Réalisateur popularisé en 1983 grâce à L’ascenseur, film d’horreur ultra-original en forme de portrait d’un lift fou se faisant un malin plaisir à dézinguer ses occupants, Dick Maas devait devenir le défenseur d’un cinéma de genre européen. Même si le propos de son métrage récompensé au Festival d’Avoriaz a de quoi faire sourire, son traitement anxiogène demeure, malgré les faibles moyens de l’entreprise, un classique du genre ayant fait trembler bon nombre de spectateurs à l’époque de son exploitation en salles.

Fort de cette expérience, le réalisateur néerlandais tente de se surpasser cinq ans plus tard avec Amsterdamned. Cette fois-ci aux commandes de la chaine complète, de la réalisation à la production en passant par l’écriture du scénario et de la musique, Dick Maas livre un film plus abouti.
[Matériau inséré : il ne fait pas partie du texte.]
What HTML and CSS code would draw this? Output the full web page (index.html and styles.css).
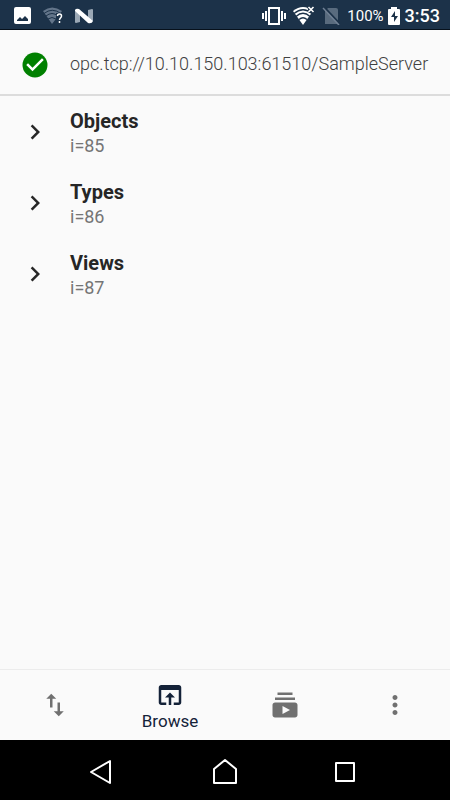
FILE: index.html
```html
<!DOCTYPE html>
<html lang="en">
<head>
<meta charset="utf-8">
<meta name="viewport" content="width=device-width, initial-scale=1">
<title>SampleServer</title>
<link rel="stylesheet" href="styles.css">
</head>
<body>
<div class="status">
  <div class="status-left">
    <svg width="18" height="18" viewBox="0 0 18 18"><path fill="#fff" fill-rule="evenodd" d="M2 0h13a2 2 0 0 1 2 2v13a2 2 0 0 1-2 2H2a2 2 0 0 1-2-2V2a2 2 0 0 1 2-2zM3 14h11v-2l-3-3-3 3-2-2-3 3z"/></svg>
    <svg width="20" height="18" viewBox="0 0 20 18"><path fill="#63758a" d="M0 4Q9 -3 19 4L9 17z"/><path fill="none" stroke="#1c3249" stroke-width="1" d="M1 6.500Q9 0 18 6.500M3 9Q9 4 15 9M5 12Q9 9 13 12"/><path fill="#1c3249" d="M13 6h7v12h-7z"/><path fill="none" stroke="#fff" stroke-width="1.500" d="M14.500 9q0-2 2-2t2 2q0 1-1 2t-1 2M16.500 14v2"/></svg>
    <svg width="20" height="18" viewBox="0 0 20 18"><path fill="#9ba8b5" d="M1 4l5 1v10l-4 1q-1 0-1-1zM14 3l4-1q1 0 1 1v11l-5-1z"/><path fill="#fff" d="M1 3q1-2 4-1l14 12q-1 3-5 2L1 4z"/></svg>
  </div>
  <div class="status-right">
    <svg width="24" height="18" viewBox="0 0 24 18"><path fill="none" stroke="#fff" stroke-width="2" d="M7 1h10v16H7zM4 4v10M20 4v10"/><path stroke="#fff" stroke-width="2" d="M1 6v6M23 6v6"/></svg>
    <svg width="22" height="19" viewBox="0 0 22 19"><path fill="#fff" d="M0 5Q10-3 20 5L10 19z"/><path fill="none" stroke="#1c3249" stroke-width="1.300" d="M1 7.500Q10 0 19 7.500M3 10.500Q10 4 17 10.500M6 13.500Q10 10 14 13.500"/><path fill="#1c3249" d="M14 0h8v7h-6z"/><path stroke="#fff" stroke-width="1.600" d="M15.500 1l5 5M20.500 1l-5 5"/></svg>
    <svg width="18" height="18" viewBox="0 0 18 18"><path fill="#596b7e" d="M3 4l3-3h8q2 0 2 2v14H3z"/><path stroke="#1c3249" stroke-width="2" d="M2 0l16 17"/><path stroke="#718195" stroke-width="1.500" d="M1 1l16 17"/></svg>
    <span class="percent">100%</span>
    <svg width="12" height="18" viewBox="0 0 12 18"><path fill="#fff" d="M3 0h6v2h2q1 0 1 1v14q0 1-1 1H1q-1 0-1-1V3q0-1 1-1h2z"/><path fill="#1c3249" d="M7 4L3 10h3v5l4-6H7z"/></svg>
    <time>3:53</time>
  </div>
</div>
<header class="server">
  <svg class="icon" viewBox="0 0 24 24"><path fill="green" d="M12 2a10 10 0 1 0 0 20 10 10 0 0 0 0-20z"/><path fill="#fff" d="M10 17l-5-5 1.410-1.410L10 14.170l7.590-7.590L19 8z"/></svg>
  <span class="url">opc.tcp://10.10.150.103:61510/SampleServer</span>
</header>
<main>
  <ul class="nodes">
    <li><button class="node"><svg class="icon" viewBox="0 0 24 24"><path d="M10 6L8.590 7.410 13.170 12l-4.580 4.590L10 18l6-6z"/></svg><span class="label"><b>Objects</b><span>i=85</span></span></button></li>
    <li><button class="node"><svg class="icon" viewBox="0 0 24 24"><path d="M10 6L8.590 7.410 13.170 12l-4.580 4.590L10 18l6-6z"/></svg><span class="label"><b>Types</b><span>i=86</span></span></button></li>
    <li><button class="node"><svg class="icon" viewBox="0 0 24 24"><path d="M10 6L8.590 7.410 13.170 12l-4.580 4.590L10 18l6-6z"/></svg><span class="label"><b>Views</b><span>i=87</span></span></button></li>
  </ul>
</main>
<nav class="tabs">
  <button aria-label="Transfer"><svg class="icon" viewBox="0 0 24 24"><path d="M16 17.010V10h-2v7.010h-3L15 21l4-3.990h-3zM9 3L5 6.990h3V14h2V6.990h3L9 3z"/></svg></button>
  <button class="active"><svg class="icon" viewBox="0 0 24 24"><path d="M19 4H5c-1.110 0-2 .9-2 2v12c0 1.100.89 2 2 2h4v-2H5V8h14v10h-4v2h4c1.100 0 2-.9 2-2V6c0-1.100-.89-2-2-2zm-7 6l-4 4h3v6h2v-6h3l-4-4z"/></svg><span>Browse</span></button>
  <button aria-label="Subscriptions"><svg class="icon" viewBox="0 0 24 24"><path d="M20 8H4V6h16v2zm-2-6H6v2h12V2zm4 10v8c0 1.100-.9 2-2 2H4c-1.100 0-2-.9-2-2v-8c0-1.100.9-2 2-2h16c1.100 0 2 .9 2 2zm-6 4l-6-3.270v6.530L16 16z"/></svg></button>
  <button aria-label="More"><svg class="icon" viewBox="0 0 24 24"><path d="M12 8c1.100 0 2-.9 2-2s-.9-2-2-2-2 .9-2 2 .9 2 2 2zm0 2c-1.100 0-2 .9-2 2s.9 2 2 2 2-.9 2-2-.9-2-2-2zm0 6c-1.100 0-2 .9-2 2s.9 2 2 2 2-.9 2-2-.9-2-2-2z"/></svg></button>
</nav>
<div class="system">
  <button aria-label="Back"><svg class="icon" viewBox="0 0 30 30"><path d="M20 4v22L1 15z"/></svg></button>
  <button aria-label="Home"><svg class="icon" viewBox="0 0 30 30"><path d="M4 26V12L15 3l11 9v14z"/></svg></button>
  <button aria-label="Recent apps"><svg class="icon" viewBox="0 0 30 30"><path d="M6 6h18v18H6z"/></svg></button>
</div>
</body>
</html>
```
FILE: styles.css
```css
* {
  box-sizing: border-box;
}

body {
  margin: 0;
  min-height: 100vh;
  display: flex;
  flex-direction: column;
  background: #fafafa;
  color: #262626;
  font-family: Roboto, sans-serif;
  font-size: 18px;
}

button {
  border: 0;
  padding: 0;
  background: none;
  color: inherit;
  font: inherit;
  cursor: pointer;
}

svg {
  display: block;
  flex: none;
}

.icon {
  width: 30px;
  height: 30px;
  fill: currentColor;
}

.status {
  height: 30px;
  padding: 2px 10px 0 14px;
  display: flex;
  align-items: center;
  justify-content: space-between;
  background: #1c3249;
  border-bottom: 1px solid #07111c;
  color: #fff;
}

.status-left,
.status-right {
  display: flex;
  align-items: center;
}

.status-left {
  gap: 11px;
}

.status-right {
  gap: 7px;
}

.percent {
  font-size: 15px;
  margin-right: -3px;
}

time {
  font-weight: 500;
  margin-left: -2px;
}

.server {
  height: 66px;
  padding: 3px 20px 0;
  display: flex;
  align-items: center;
  gap: 20px;
  border-bottom: 2px solid #dcdcdc;
}

.server svg {
  margin-top: 2px;
}

.url {
  color: #404040;
  font-weight: 300;
  white-space: nowrap;
}

main {
  flex: 1;
}

.nodes {
  margin: 0;
  padding: 0;
  list-style: none;
}

.node {
  width: 100%;
  height: 71px;
  padding: 0 20px;
  display: flex;
  align-items: center;
  gap: 20px;
  text-align: left;
}

.label {
  display: flex;
  flex-direction: column;
  padding-top: 2px;
  color: #757575;
  line-height: 24px;
}

.label b {
  color: #262626;
  font-size: 20px;
  font-weight: 700;
  line-height: 26px;
}

.tabs {
  height: 71px;
  display: grid;
  grid-template-columns: 11fr 12fr 11fr 11fr;
  border-top: 1px solid #ececec;
  color: #707070;
}

.tabs button {
  display: flex;
  flex-direction: column;
  align-items: center;
  justify-content: center;
}

.tabs .active {
  padding-top: 2px;
  color: #142238;
  font-size: 17px;
  line-height: 22px;
}

.system {
  height: 60px;
  padding: 0 10%;
  display: grid;
  grid-template-columns: repeat(3, 1fr);
  background: #000;
  color: #fff;
}

.system button {
  display: flex;
  align-items: center;
  justify-content: center;
  padding-top: 4px;
}

.system .icon {
  fill: none;
  stroke: currentColor;
  stroke-width: 2;
  stroke-linejoin: round;
}
```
Surfant à l’évidence sur la vague des Dents de la mer et autres films mettant en scène des vilaines bébêtes aquatiques, Maas tord le cou aux idées préconçues face à sa réputation de « maitre de l’horreur européen » en évitant à tout prix le fantastique. Ainsi, même si le cinéaste prend un malin plaisir à nous montrer quelques séquences croustillantes (la découverte du premier cadavre reste une image marquante pour toute personne ayant découvert le film à l’époque de sa sortie), le scénario d’Amsterdamned reste fidèle à un polar crédible.

Doté d’une course-poursuite marathon en hors-bord, dont la mise en place en plein cœur d’Amsterdam reste encore aujourd’hui bluffante, Amsterdamned a certes pris du plomb dans l’aile. Mais cet excellent thriller européen reste néanmoins le témoignage vibrant d’une époque où il était possible de proposer aux spectateurs des films de genre, à la fois maitrisés et convaincants, en provenance de territoires inattendus.

Texte extrait du livre « Le film de minuit – 1984-1994 : une décennie de séances culte »

Où voir le film ?

Amsterdamned a été édité en DVD à deux reprises en France (2002 et 2010). Par chance, le film de Dick Maas est disponible, avec une VF et un disque zone ALL (lisible dans nos lecteurs européens donc), aux Etats-Unis chez Blue Underground.